Bright Air Black
The familiar Greek myth of Jason and Medea is retold in Bright Air Black. In brilliant, evocative prose, the world of the Bronze Age becomes grittily real. Jason’s uncle Pelias seized the kingdom from Jason’s father and killed all the royal heirs but Jason, who was hidden by his mother. Now a man, Jason comes to reclaim his throne. If he brings back the fabulous Golden Fleece, Pelias promises to surrender the throne to Jason (who believes this, which tells you all you need to know about Jason). The Golden Fleece is in Colchis, at the far eastern end of the Black Sea, and there Jason finds Medea, who falls in love with him and commits treason, fratricide, and murder to aid his cause.

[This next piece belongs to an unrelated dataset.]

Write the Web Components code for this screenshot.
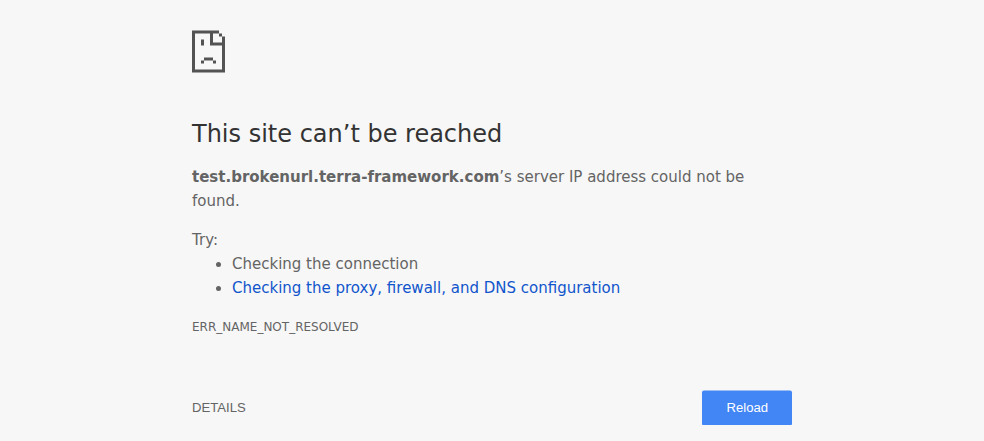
<!DOCTYPE html>
<html lang="en">
<head>
<meta charset="utf-8">
<title>Site unreachable</title>
<style>
html { background: #f7f7f7; }
body { margin: 0; background: #f7f7f7; color: #646464; font-family: "DejaVu Sans", sans-serif; font-size: 15px; line-height: 24px; overflow: hidden; }
</style>
</head>
<body>
<error-page></error-page>
<script>
class SadPage extends HTMLElement {
  constructor() {
    super();
    this.attachShadow({ mode: 'open' }).innerHTML = `
      <style>
        :host { display: block; height: 72px; }
        svg { display: block; }
      </style>
      <svg width="36" height="44" viewBox="0 -0.5 36 44" fill="#535353">
        <path fill-rule="evenodd" d="M0 0H27V3H30V6H33V42H0ZM3 3V39H30V15H18V3ZM21 3V12H30V6H27V3Z"/>
        <path d="M9 9H12V15H9Z"/>
        <path d="M12 27H21V30H12Z"/>
        <path d="M9 30H12V33H9Z"/>
        <path d="M21 30H24V33H21Z"/>
      </svg>`;
  }
}
customElements.define('sad-page', SadPage);

class SuggestionList extends HTMLElement {
  constructor() {
    super();
    this.attachShadow({ mode: 'open' }).innerHTML = `
      <style>
        :host { display: block; margin-top: 15px; }
        p { margin: 0; }
        ul { margin: 0; padding: 0 0 0 40px; }
      </style>
      <p>Try:</p>
      <ul>
        <li>Checking the connection</li>
        <li><slot></slot></li>
      </ul>`;
  }
}
customElements.define('suggestion-list', SuggestionList);

class ActionButton extends HTMLElement {
  constructor() {
    super();
    this.attachShadow({ mode: 'open' }).innerHTML = `
      <style>
        :host { display: block; }
        button { display: block; position: relative; z-index: 0; margin: 0; padding: 0; border: 0; background: none; color: #646464; font: 13.125px/35px "Liberation Sans", Arial, sans-serif; }
        :host([primary]) button { width: 90px; padding-left: 0.6px; box-sizing: border-box; color: #fff; }
        :host([primary]) button::before { content: ""; position: absolute; inset: 0; z-index: -1; background: #4285f4; border-radius: 2px; transform: translateY(0.5px); }
      </style>
      <button><slot></slot></button>`;
  }
}
customElements.define('action-button', ActionButton);

class ErrorPage extends HTMLElement {
  constructor() {
    super();
    this.attachShadow({ mode: 'open' }).innerHTML = `
      <style>
        :host { display: block; width: 600px; margin: 0 auto; padding-top: 30px; }
        h1 { margin: 18px 0 17px; font-size: 24px; line-height: 28px; font-weight: 500; color: #333; }
        p { margin: 0; }
        a { color: #1155cc; text-decoration: none; }
        .code { margin-top: 15px; font-size: 12px; }
        nav { display: flex; justify-content: space-between; margin-top: 51px; }
      </style>
      <sad-page></sad-page>
      <h1>This site can’t be reached</h1>
      <p><strong>test.brokenurl.terra-framework.com</strong>’s server IP address could not be found.</p>
      <suggestion-list><a href="#">Checking the proxy, firewall, and DNS configuration</a></suggestion-list>
      <div class="code">ERR_NAME_NOT_RESOLVED</div>
      <nav>
        <action-button>DETAILS</action-button>
        <action-button primary>Reload</action-button>
      </nav>`;
  }
}
customElements.define('error-page', ErrorPage);
</script>
</body>
</html>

The novel is told from Medea’s point of view, and her fury and despair at Jason’s inevitable betrayal are vivid and believable. Beginning with Medea’s murder of her brother and the scattering of pieces of his body behind Jason’s ship to slow down her father’s pursuit, we follow her journey as King Pelias enslaves them both, and Medea uses her arcane skills to trick Pelias’s daughters into killing him. Pelias’s son drives Jason and Medea into exile, and they go to Corinth, where Jason is lauded and Medea despised. Despite all Medea does for Jason, and the two sons she has born to him, he now sees her as a dangerous burden. And when he repudiates her and marries the princess of Corinth, Medea’s story heads for its inexorable tragic ending.
While the novel doesn’t give any really new angle on the story of Medea, it grounds the story firmly in archaic Greece; the detail work is fascinating and the language dazzling. Like Miranda Seymour’s Medea (1982), Bright Air Black is vivid and memorable.